Clarity drives focus in the battery supply chain
By Marcus Williams2021-09-06T15:00:00
The increasing demand from the automotive industry for lithium battery materials could be the next big disruption unless OEMs adopt better risk and contingency analysis says Rekha Menon-Varma, co-founder and managing partner at Vertaeon
As regulation drives the transformation of the automotive industry into a producer of electric vehicles, carmakers are becoming more susceptible to disruptions in the supply of minerals and materials used in the building of lithium-ion batteries. Competition with other industries for resources, the concentration of suppliers in specific global regions, and the associated time and (increasing) cost in shipping these materials from those regions across the world, are all factors.

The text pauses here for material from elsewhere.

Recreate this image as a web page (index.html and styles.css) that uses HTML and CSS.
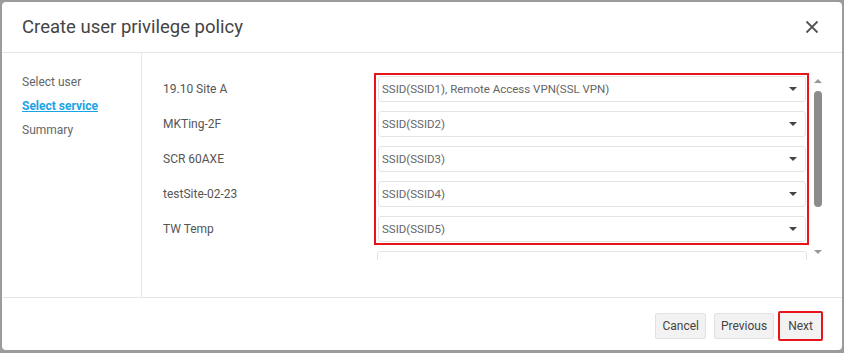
FILE: index.html
```html
<!DOCTYPE html>
<html lang="en">
<head>
  <meta charset="UTF-8" />
  <title>Create user privilege policy</title>
  <link rel="stylesheet" href="styles.css">
</head>
<body>
  <div class="dialog">
    <div class="dialog-header">
      <h2>Create user privilege policy</h2>
      <button class="close-btn" aria-label="Close">
        <svg width="14" height="14" viewBox="0 0 14 14"><path d="M1.5 1.5 L12.5 12.5 M12.5 1.5 L1.5 12.5" stroke="#555" stroke-width="1.8" fill="none"/></svg>
      </button>
    </div>

    <div class="dialog-body">
      <ul class="steps">
        <li>Select user</li>
        <li class="active">Select service</li>
        <li>Summary</li>
      </ul>

      <div class="content">
        <div class="scroll-box">
          <div class="site-labels">
            <div class="site-label">19.10 Site A</div>
            <div class="site-label">MKTing-2F</div>
            <div class="site-label">SCR 60AXE</div>
            <div class="site-label">testSite-02-23</div>
            <div class="site-label">TW Temp</div>
          </div>
          <div class="site-selects">
            <div class="highlight">
              <div class="select">SSID(SSID1), Remote Access VPN(SSL VPN)<span class="caret"></span></div>
              <div class="select">SSID(SSID2)<span class="caret"></span></div>
              <div class="select">SSID(SSID3)<span class="caret"></span></div>
              <div class="select">SSID(SSID4)<span class="caret"></span></div>
              <div class="select">SSID(SSID5)<span class="caret"></span></div>
            </div>
            <div class="select extra"></div>
          </div>
        </div>
        <div class="scrollbar">
          <span class="arrow up"></span>
          <div class="track"><div class="thumb"></div></div>
          <span class="arrow down"></span>
        </div>
      </div>
    </div>

    <div class="dialog-footer">
      <button class="btn">Cancel</button>
      <button class="btn">Previous</button>
      <button class="btn next">Next</button>
    </div>
  </div>
</body>
</html>
```

FILE: styles.css
```css
* {
  box-sizing: border-box;
}
body {
  margin: 0;
  background: #9b9b9b;
  font-family: Roboto, 'Liberation Sans', sans-serif;
  color: #555;
}
.dialog {
  margin: 2px;
  width: 840px;
  height: 348px;
  background: #fff;
  border-radius: 4px;
  display: flex;
  flex-direction: column;
  overflow: hidden;
}
.dialog-header {
  height: 51px;
  flex-shrink: 0;
  border-bottom: 1px solid #e6e6e6;
  display: flex;
  align-items: center;
  justify-content: space-between;
  padding: 0 23px 0 20px;
}
.dialog-header h2 {
  margin: 0;
  font-size: 18.5px;
  font-weight: 400;
  color: #444;
}
.close-btn {
  border: none;
  background: none;
  padding: 0;
  width: 14px;
  height: 14px;
  cursor: pointer;
}
.dialog-body {
  flex: 1;
  display: flex;
  min-height: 0;
}
.steps {
  list-style: none;
  margin: 0;
  padding: 17px 0 0 20px;
  width: 140px;
  border-right: 1px solid #e6e6e6;
}
.steps li {
  font-size: 12px;
  line-height: 24px;
  color: #666;
}
.steps li.active {
  color: #19a4e6;
  font-weight: 700;
  text-decoration: underline;
}
.content {
  flex: 1;
  display: flex;
  padding: 20px 18px 0 21px;
}
.scroll-box {
  height: 187px;
  overflow: hidden;
  display: flex;
}
.site-labels {
  width: 211px;
  padding-top: 3px;
}
.site-label {
  height: 35px;
  line-height: 26px;
  font-size: 12px;
  color: #555;
}
.site-selects {
  width: 435px;
}
.highlight {
  border: 2px solid #e8141b;
  padding: 1px 1px 1px 2px;
  display: flex;
  flex-direction: column;
  gap: 9px;
}
.select {
  height: 26px;
  border: 1px solid #e4e4e4;
  border-radius: 3px;
  display: flex;
  align-items: center;
  justify-content: space-between;
  padding: 0 8px 0 3px;
  font-size: 11.5px;
  color: #666;
}
.select.extra {
  margin: 6px 2px 0 3px;
}
.caret {
  width: 0;
  height: 0;
  border-left: 4px solid transparent;
  border-right: 4px solid transparent;
  border-top: 4px solid #444;
}
.scrollbar {
  width: 12px;
  margin-left: 3px;
  margin-top: 6px;
  height: 175px;
  display: flex;
  flex-direction: column;
  align-items: center;
}
.arrow {
  width: 0;
  height: 0;
  border-left: 4px solid transparent;
  border-right: 4px solid transparent;
}
.arrow.up {
  border-bottom: 4px solid #999;
}
.arrow.down {
  border-top: 4px solid #999;
}
.track {
  flex: 1;
  width: 8px;
  padding: 8px 0 0;
}
.thumb {
  height: 116px;
  background: #8c8c8c;
  border-radius: 4px;
}
.dialog-footer {
  height: 53px;
  flex-shrink: 0;
  border-top: 1px solid #e6e6e6;
  display: flex;
  justify-content: flex-end;
  align-items: flex-start;
  padding: 15px 19px 0 0;
  gap: 8px;
}
.btn {
  height: 26px;
  padding: 0 6px;
  font-family: inherit;
  font-size: 12px;
  color: #444;
  background: #f2f2f2;
  border: 1px solid #e2e2e2;
  border-radius: 2px;
}
.btn.next {
  margin-left: -4px;
  height: 30px;
  margin-top: -2px;
  padding: 0 8px;
  border: 2px solid #e8141b;
}
```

What is also an issue for the automotive industry is the lack of supply chain visibility at the sub-supplier level and the need for a clearer picture of the contingencies necessary to deal with supply shortages before they occur.
“The imbalance created by the ongoing chip shortage is an excellent example of a perfect storm caused by the convergence of evolving market trends, overlayed with geopolitical tensions and post-pandemic demand surges,” says Rekha Menon-Varma, co-founder and managing partner at Vertaeon, a software-as-a-service (Saas) provider of tools to analyse risks and mitigate disruption.